Ka Joma committed what Amilcar Cabral called “class suicide”, refusing the temptations of an easy life as an academic resting on the laurels of his wealthy and influential family. He threw in his lot with the peasants and workers, living among them and as one of them. During his university days he studied revolution, and eventually came to help make it. An ideological and political warrior par excellence with little capacity to suffer fools, he and his colleagues painstakingly reconstructed bonds broken by the revisionists and built a mass base for the eventual reconstitution of the Communist Party of the Philippines in 1968, and the New People’s Army in 1969, bravely continuing even after the revisionists plotted and attempted to assassinate him. He survived cruel torture after being captured by the Marcos fascists in 1977, continuing to write poetry and theoretical work, never snitching, and upon release continued to advocate and work for revolution until the Aquino government cancelled his passport in the late 1980s, leaving him stuck as an exile in the Netherlands.

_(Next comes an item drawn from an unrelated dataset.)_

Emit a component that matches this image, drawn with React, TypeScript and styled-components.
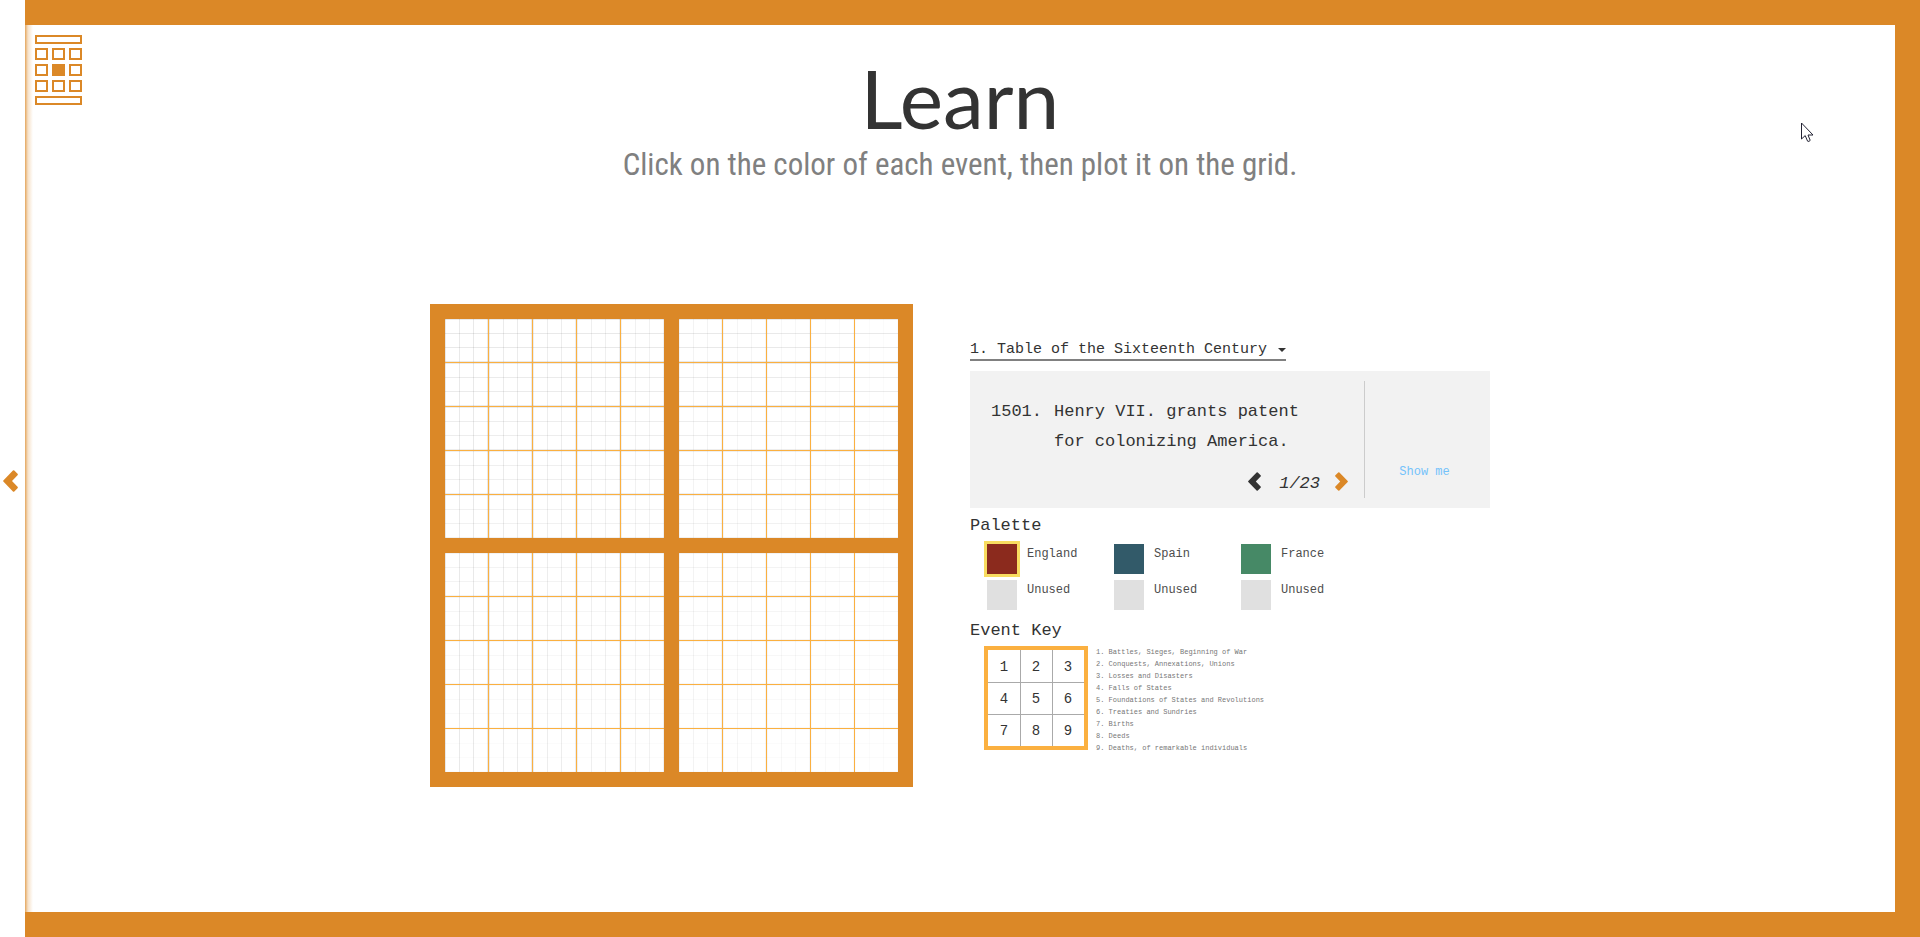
import React, { useState } from "react";
import styled, { createGlobalStyle } from "styled-components";

const orange = "#db8827";
const amber = "#fbb040";
const ink = "#333333";
const mono = '"Liberation Mono", monospace';

const GlobalStyle = createGlobalStyle`
  *, *::before, *::after { box-sizing: border-box; }
  body { margin: 0; background: #ffffff; color: ${ink}; font-family: ${mono}; }
  h1, h2, p, ol, ul { margin: 0; padding: 0; font-weight: 400; }
  ol, ul { list-style: none; }
  button, select { font: inherit; color: inherit; margin: 0; padding: 0; border: 0; background: none; cursor: pointer; }
  svg { display: block; }
`;

const Page = styled.div`
  position: relative;
  display: flex;
  min-height: 100vh;
`;

const SideStrip = styled.nav`
  flex: 0 0 25px;
  display: flex;
  align-items: center;
  padding: 25px 0 0 3px;
`;

const Frame = styled.main`
  position: relative;
  flex: 1;
  border: solid ${orange};
  border-width: 25px 25px 25px 0;
  background: linear-gradient(to right, rgba(219, 136, 39, 0.75), rgba(219, 136, 39, 0.25) 3px, transparent 8px);
  padding: 26px 0 64px;
`;

const LogoLink = styled.a`
  position: absolute;
  top: 10px;
  left: 10px;
`;

const Title = styled.h1`
  font-family: Lato, sans-serif;
  font-size: 82px;
  line-height: 92px;
  text-align: center;
`;

const Subtitle = styled.p`
  margin-top: 2px;
  font-family: "Roboto Condensed", "Open Sans", sans-serif;
  font-size: 31px;
  line-height: 40px;
  text-align: center;
  color: #808080;
`;

const Workspace = styled.section`
  display: flex;
  justify-content: space-between;
  align-items: flex-start;
  max-width: 1060px;
  margin: 119px auto 0;
`;

const Board = styled.div`
  display: grid;
  grid-template-columns: repeat(2, auto);
  gap: 15px;
  padding: 15px;
  background: ${orange};
`;

const Quadrant = styled.div`
  display: grid;
  grid-template-columns: repeat(5, 43px);
  grid-auto-rows: 43px;
  gap: 1px;
  background: ${amber};
`;

const Year = styled.div<{ $v: number; $h: number }>`
  background:
    repeating-linear-gradient(to right, rgba(0, 0, 0, ${(p) => p.$v}) 0 1px, transparent 1px 14px),
    repeating-linear-gradient(to bottom, rgba(0, 0, 0, ${(p) => p.$h}) 0 1px, transparent 1px 14px),
    #ffffff;
`;

const Panel = styled.div`
  width: 520px;
  padding-top: 37px;
`;

const TablePicker = styled.div`
  position: relative;
  width: 316px;
  border-bottom: 2px solid #808080;

  svg {
    position: absolute;
    right: 0;
    top: 7px;
    pointer-events: none;
  }
`;

const TableSelect = styled.select`
  display: block;
  appearance: none;
  width: 100%;
  height: 18px;
  font-size: 15px;
  line-height: 18px;
`;

const EventCard = styled.article`
  display: flex;
  margin-top: 10px;
  padding: 10px 0;
  background: #f2f2f2;
`;

const EventMain = styled.div`
  flex: 0 0 394px;
  padding: 16px 16px 7px 21px;
`;

const EventText = styled.p`
  display: flex;
  font-size: 17px;
  line-height: 30px;
`;

const EventYear = styled.span`
  flex: 0 0 63px;
`;

const EventBody = styled.span`
  width: 270px;
`;

const Pager = styled.div`
  display: flex;
  justify-content: flex-end;
  align-items: flex-start;
  margin-top: 15px;
  height: 19px;
`;

const PageCount = styled.span`
  margin: 0 15px 0 18px;
  font-size: 17px;
  font-style: italic;
  line-height: 24px;
`;

const EventAside = styled.div`
  flex: 1;
  display: flex;
  align-items: flex-end;
  justify-content: center;
  border-left: 1px solid #cccccc;
  padding: 0 6px 17px 0;
`;

const ShowMe = styled.button`
  font-size: 12px;
  line-height: 18px;
  color: #74c2fb;
`;

const Heading = styled.h2`
  margin-top: 6px;
  font-size: 17px;
  line-height: 24px;
`;

const PaletteList = styled.ul`
  display: grid;
  grid-template-columns: repeat(3, 127px);
  grid-auto-rows: 30px;
  row-gap: 6px;
  margin: 6px 0 9px;
  padding-left: 17px;
`;

const PaletteItem = styled.button`
  display: flex;
  gap: 10px;
  font-size: 12px;
  line-height: 20px;
  color: #4d4d4d;
`;

const Swatch = styled.span<{ $color: string; $selected: boolean }>`
  width: 30px;
  height: 30px;
  background: ${(p) => p.$color};
  box-shadow: ${(p) => (p.$selected ? "0 0 0 3px #f8dc60" : "none")};
`;

const KeyRow = styled.div`
  display: flex;
  align-items: flex-start;
  gap: 8px;
  margin-top: 3px;
  padding-left: 14px;
`;

const KeyGrid = styled.div`
  display: grid;
  grid-template-columns: repeat(3, 32px);
  grid-auto-rows: 32px;
  border: 4px solid ${amber};
`;

const KeyCell = styled.span`
  font-size: 14px;
  line-height: 34px;
  text-align: center;

  &:not(:nth-child(3n + 1)) { box-shadow: inset 1px 0 #aaaaaa; }
  &:nth-child(n + 4) { box-shadow: inset 0 1px #aaaaaa; }
  &:nth-child(n + 4):not(:nth-child(3n + 1)) { box-shadow: inset 1px 1px #aaaaaa; }
`;

const KeyList = styled.ol`
  font-size: 7px;
  line-height: 12px;
  color: #777777;
`;

const Pointer = styled.svg`
  position: absolute;
  top: 122px;
  left: calc(100% - 119px);
  pointer-events: none;
`;

const years = Array.from({ length: 25 }, (_, i) => ({ row: Math.floor(i / 5), col: i % 5 }));
const quadrants = [0, 1, 2, 3];
const fade = (step: number) => Number((0.085 - step * 0.0075).toFixed(4));

const swatches = [
  { name: "England", color: "#8b2a1d" },
  { name: "Spain", color: "#325a69" },
  { name: "France", color: "#468966" },
  { name: "Unused", color: "#e0e0e0" },
  { name: "Unused", color: "#e0e0e0" },
  { name: "Unused", color: "#e0e0e0" },
];

const eventTypes = [
  "Battles, Sieges, Beginning of War",
  "Conquests, Annexations, Unions",
  "Losses and Disasters",
  "Falls of States",
  "Foundations of States and Revolutions",
  "Treaties and Sundries",
  "Births",
  "Deeds",
  "Deaths, of remarkable individuals",
];

function Chevron({ width, height, color, flip }: { width: number; height: number; color: string; flip?: boolean }) {
  return (
    <svg width={width} height={height} viewBox="0 0 13 19" preserveAspectRatio="none" fill={color} aria-hidden="true">
      <path
        transform={flip ? "matrix(-1 0 0 1 13 0)" : undefined}
        d="M8.6 .5 Q9.2 -.1 9.8 .5 L12.6 3.3 Q13.2 3.9 12.6 4.5 L7.8 9.5 L12.6 14.5 Q13.2 15.1 12.6 15.7 L9.8 18.5 Q9.2 19.1 8.6 18.5 L.3 10 Q-.1 9.5 .3 9 Z"
      />
    </svg>
  );
}

function Logo() {
  const cells = [0, 1, 2].flatMap((r) => [0, 1, 2].map((c) => ({ r, c })));
  return (
    <svg width="47" height="70" fill="none" stroke={orange} strokeWidth="2" aria-hidden="true">
      <rect x="1" y="1" width="45" height="7" />
      {cells.map(({ r, c }) => (
        <rect
          key={`${r}${c}`}
          x={1 + c * 17}
          y={14 + r * 16}
          width="11"
          height="10"
          fill={r === 1 && c === 1 ? orange : "none"}
        />
      ))}
      <rect x="1" y="62" width="45" height="7" />
    </svg>
  );
}

export default function App() {
  const [selected, setSelected] = useState(0);

  return (
    <Page>
      <GlobalStyle />
      <SideStrip>
        <button aria-label="Previous section">
          <Chevron width={15} height={22} color={orange} />
        </button>
      </SideStrip>
      <Frame>
        <LogoLink href="#" aria-label="Home">
          <Logo />
        </LogoLink>
        <Title>Learn</Title>
        <Subtitle>Click on the color of each event, then plot it on the grid.</Subtitle>

        <Workspace>
          <Board>
            {quadrants.map((q) => (
              <Quadrant key={q}>
                {years.map(({ row, col }) => (
                  <Year
                    key={`${row}-${col}`}
                    $v={fade((q % 2) * 5 + col)}
                    $h={fade(Math.floor(q / 2) * 5 + row)}
                  />
                ))}
              </Quadrant>
            ))}
          </Board>

          <Panel>
            <TablePicker>
              <TableSelect aria-label="Table">
                <option>1. Table of the Sixteenth Century</option>
              </TableSelect>
              <svg width="8" height="4" fill={ink} aria-hidden="true">
                <path d="M0 0 H8 L4 4 Z" />
              </svg>
            </TablePicker>

            <EventCard>
              <EventMain>
                <EventText>
                  <EventYear>1501.</EventYear>
                  <EventBody>Henry VII. grants patent for colonizing America.</EventBody>
                </EventText>
                <Pager>
                  <button aria-label="Previous event">
                    <Chevron width={13} height={19} color={ink} />
                  </button>
                  <PageCount>1/23</PageCount>
                  <button aria-label="Next event">
                    <Chevron width={13} height={19} color={orange} flip />
                  </button>
                </Pager>
              </EventMain>
              <EventAside>
                <ShowMe>Show me</ShowMe>
              </EventAside>
            </EventCard>

            <Heading>Palette</Heading>
            <PaletteList>
              {swatches.map((s, i) => (
                <li key={i}>
                  <PaletteItem onClick={() => setSelected(i)} aria-pressed={selected === i}>
                    <Swatch $color={s.color} $selected={selected === i} />
                    {s.name}
                  </PaletteItem>
                </li>
              ))}
            </PaletteList>

            <Heading>Event Key</Heading>
            <KeyRow>
              <KeyGrid>
                {eventTypes.map((_, i) => (
                  <KeyCell key={i}>{i + 1}</KeyCell>
                ))}
              </KeyGrid>
              <KeyList>
                {eventTypes.map((t, i) => (
                  <li key={t}>{`${i + 1}. ${t}`}</li>
                ))}
              </KeyList>
            </KeyRow>
          </Panel>
        </Workspace>
      </Frame>
      <Pointer width="13" height="21" viewBox="0 0 13 21" aria-hidden="true">
        <path
          d="M.5 1 V17 L4.2 13.6 L6.6 19.2 Q8 20 9.2 18.4 L7 13 H12 Z"
          fill="#ffffff"
          stroke="#222233"
          strokeWidth="1"
        />
      </Pointer>
    </Page>
  );
}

Even then, he continued to serve his people. This struggle spirit and determination typifies the spirit of the proletariat, the spirit of Communists, and the spirit of the Filipino people, and deeply resonates with the experience of my own New Afrikan nation who, through grit and determination, survived the trials of slavery, Jim Crow, and all kinds of other depredations and outrages by this fascist country which has never been ours. Once again we see that all proletarians and oppressed nations are brothers and sisters wherever they are in the world.

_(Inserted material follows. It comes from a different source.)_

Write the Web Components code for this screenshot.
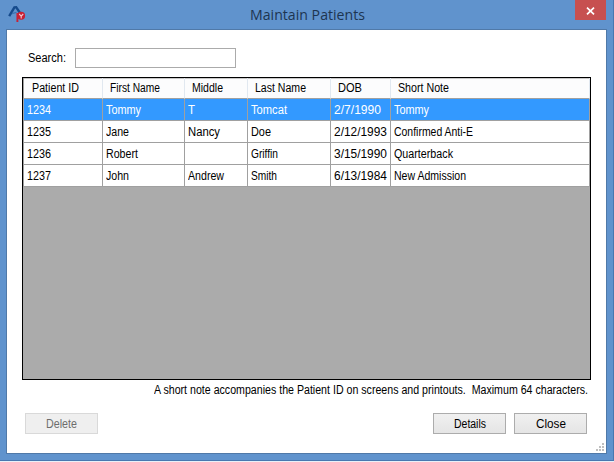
<!DOCTYPE html>
<html lang="en">
<head>
<meta charset="utf-8">
<title>Maintain Patients</title>
<style>
html,body{margin:0;height:100%;overflow:hidden;background:#e9f0f8}
body{font:12.5px/16px "Liberation Sans",Arial,sans-serif;color:#000}
</style>
</head>
<body>
<patient-window></patient-window>
<script>
const define = (name, html, setup) => customElements.define(name, class extends HTMLElement {
  connectedCallback() {
    if (this.shadowRoot) return;
    this.attachShadow({mode: 'open'}).innerHTML = html;
    if (setup) setup.call(this, this.shadowRoot);
  }
});

// A text run condensed to the width given in its "w" attribute.
define('fit-text', `<style>
:host{display:flex;flex:none;white-space:pre}
span{display:block;flex:none;transform-origin:0 50%}
</style><span><slot></slot></span>`, function (root) {
  const w = +this.getAttribute('w'), span = root.querySelector('span');
  const natural = span.getBoundingClientRect().width;
  this.style.width = w + 'px';
  span.style.marginRight = (w - natural) + 'px';
  span.style.transform = `scaleX(${w / natural})`;
});

define('app-logo', `<style>:host{display:block;width:18px;height:18px}svg{display:block}</style>
<svg width="18" height="18" viewBox="0 0 18 18">
<path d="M1.2 11.2 6.4 2.4 8.2 2.2 12 8" fill="none" stroke="#164b8c" stroke-width="2.4"/>
<path d="M4 8.6l4.5-1.2" stroke="#3b72b0" stroke-width="1.3"/>
<circle cx="13.1" cy="10.8" r="4" fill="#c92034"/>
<path d="M9.4 8v9" stroke="#c92034" stroke-width="1.9"/>
<path d="m11.2 9 2 2.1 2-2.1m-2 2.1v2.3" fill="none" stroke="#f0c4cc" stroke-width="1.1"/>
</svg>`);

define('title-bar', `<style>
:host{display:flex;height:29px;box-sizing:border-box;padding-left:8px}
app-logo{margin-top:5px}
.t{flex:1;padding:4px 0 0 224px;font:15px/20px "Open Sans","Noto Sans",sans-serif;color:#1d3550}
.x{width:31px;height:20px;margin-right:7px;background:#c75050;display:flex;align-items:center;justify-content:center}
.x svg{margin-top:1px}
</style><app-logo></app-logo><div class="t"><fit-text w="115"><slot></slot></fit-text></div>
<div class="x"><svg width="9" height="8" viewBox="0 0 9 8"><path d="M1 .6 8 7.4M8 .6 1 7.4" stroke="#fff" stroke-width="1.7"/></svg></div>`);

define('search-field', `<style>
:host{display:flex;align-items:center;height:20px;gap:9px}
i{display:block;width:161px;height:20px;box-sizing:border-box;border:1px solid #ababab;background:#fff}
</style><fit-text w="38"><slot></slot></fit-text><i></i>`);

define('push-button', `<style>
:host{display:flex;justify-content:center;align-items:center;box-sizing:border-box;width:73px;height:21px;padding-top:1px;border:1px solid #acacac;background:linear-gradient(#f0f0f0,#e5e5e5)}
:host([disabled]){background:#efefef;border-color:#d9d9d9;color:#6d6d6d}
</style><slot></slot>`);

define('data-grid', `<style>
:host{display:block;box-sizing:border-box;width:569px;height:303px;border:1px solid #000;background:#ababab}
.r{display:grid;grid-template-columns:80px 82px 63px 83px 60px 199px;height:22px}
.c{box-sizing:border-box;border-right:1px solid #a0a0a0;border-bottom:1px solid #a0a0a0;background:#fff;display:flex;align-items:center;padding:0 0 0 3px}
.c:first-child{padding-left:4px;box-shadow:inset 1px 0 #a0a0a0}
.h{height:21px}
.h .c{border-right-color:#e1e8f0;background:linear-gradient(#c8c8c8 0 1px,#fcfcfd 1px);padding-left:7px}
.h .c:first-child{padding-left:9px}
.s .c{background:#3399ff;color:#fff}
</style>`, root => {
  const rows = [
    [['Patient ID',47],['First Name',50],['Middle',31],['Last Name',51],['DOB',24],['Short Note',51]],
    [['1234',24],['Tommy',35],['T',7],['Tomcat',36],['2/7/1990',47],['Tommy',35]],
    [['1235',24],['Jane',23],['Nancy',32],['Doe',20],['2/12/1993',53],['Confirmed Anti-E',79]],
    [['1236',24],['Robert',32],['',0],['Griffin',27],['3/15/1990',53],['Quarterback',59]],
    [['1237',24],['John',23],['Andrew',36],['Smith',26],['6/13/1984',53],['New Admission',72]]
  ];
  root.innerHTML += rows.map((r, i) => `<div class="r ${i === 0 ? 'h' : i === 1 ? 's' : ''}">` +
    r.map(([t, w]) => `<div class="c">${t && `<fit-text w="${w}">${t}</fit-text>`}</div>`).join('') + '</div>').join('');
});

define('size-grip', `<style>:host{display:block;width:8px;height:8px}svg{display:block}</style>
<svg width="8" height="8" fill="#bfbfbf"><path d="M6 0h2v2H6zM3 3h2v2H3zM6 3h2v2H6zM0 6h2v2H0zM3 6h2v2H3zM6 6h2v2H6z"/></svg>`);

define('patient-window', `<style>
:host{display:flex;flex-direction:column;box-sizing:border-box;width:614px;height:461px;background:#6093cd;border-right:1px solid #4878b0;border-bottom:1px solid #4878b0}
main{box-sizing:border-box;width:601px;height:425px;margin-left:6px;border:1px solid #5079a8;background:#fff;display:flex;flex-direction:column}
search-field{margin:18px 0 9px 21px}
data-grid{margin-left:15px}
.n{margin:2px 0 0 147px}
.b{display:flex;gap:8px;margin:15px 19px 0 18px}
.b > :first-child{margin-right:auto}
size-grip{margin:9px 2px 0 auto}
</style>
<title-bar>Maintain Patients</title-bar>
<main>
<search-field>Search:</search-field>
<data-grid></data-grid>
<fit-text class="n" w="434">A short note accompanies the Patient ID on screens and printouts.  Maximum 64 characters.</fit-text>
<div class="b"><push-button disabled><fit-text w="31">Delete</fit-text></push-button><push-button><fit-text w="32">Details</fit-text></push-button><push-button><fit-text w="30">Close</fit-text></push-button></div>
<size-grip></size-grip>
</main>`);
</script>
</body>
</html>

Ka Joma spread the spirit of proletarian internationalism by founding the International League of People’s Struggle, an anti-imperialist front which unites progressive activists and anti-imperialists from all over the world. He also continued to educate Communists, sharing from his vast treasury of personal experience in struggle from the fight against the old revisionists, to the foundation of the Party and Army, to the First Quarter Storm, to the Martial Law era and beyond. His writings, poems, and personal example inspired a whole new generation of Maoists, myself included. Stand for Socialism Against Modern Revisionism, Rectify Errors and Rebuild the Party, Philippine Society and Revolution, and his primer on Marxism-Leninism are essential works for all Communists to study, along with documents and books produced by the Party he played a major role in founding.
The passing of Ka Joma undoubtedly leaves a hole in the hearts of all Communists around the world. My initial reaction was dismissal, as death rumors routinely appeared about him, spread by the Filipino government, but after it was confirmed by the CC, my reaction was simply “oh, fuck”. It hurts to lose a teacher who taught you so much, a living link with the revolutionary past, especially when you live in the imperial core where there is no Communist Party yet, and bourgeois decadence, nihilism, reformism, and all other temptations and distractions call Communists away from the struggle at every day, hour and second. Yet, he left us innumerable gifts. His initiative left the Filipino workers and peasants their Party and their Army. For every new Maoist in the US or Canada or UK or other imperialist country who asks, “Can we win? Is it worth it?”, his life and work offers a resounding Yes! For anybody who is depressed, or downhearted, or overwhelmed, his writings, poems, and experience is water in the desert. I and all Communists the world over owe a firm red salute to the Filipino people and their struggle for sharing Ka Joma with us.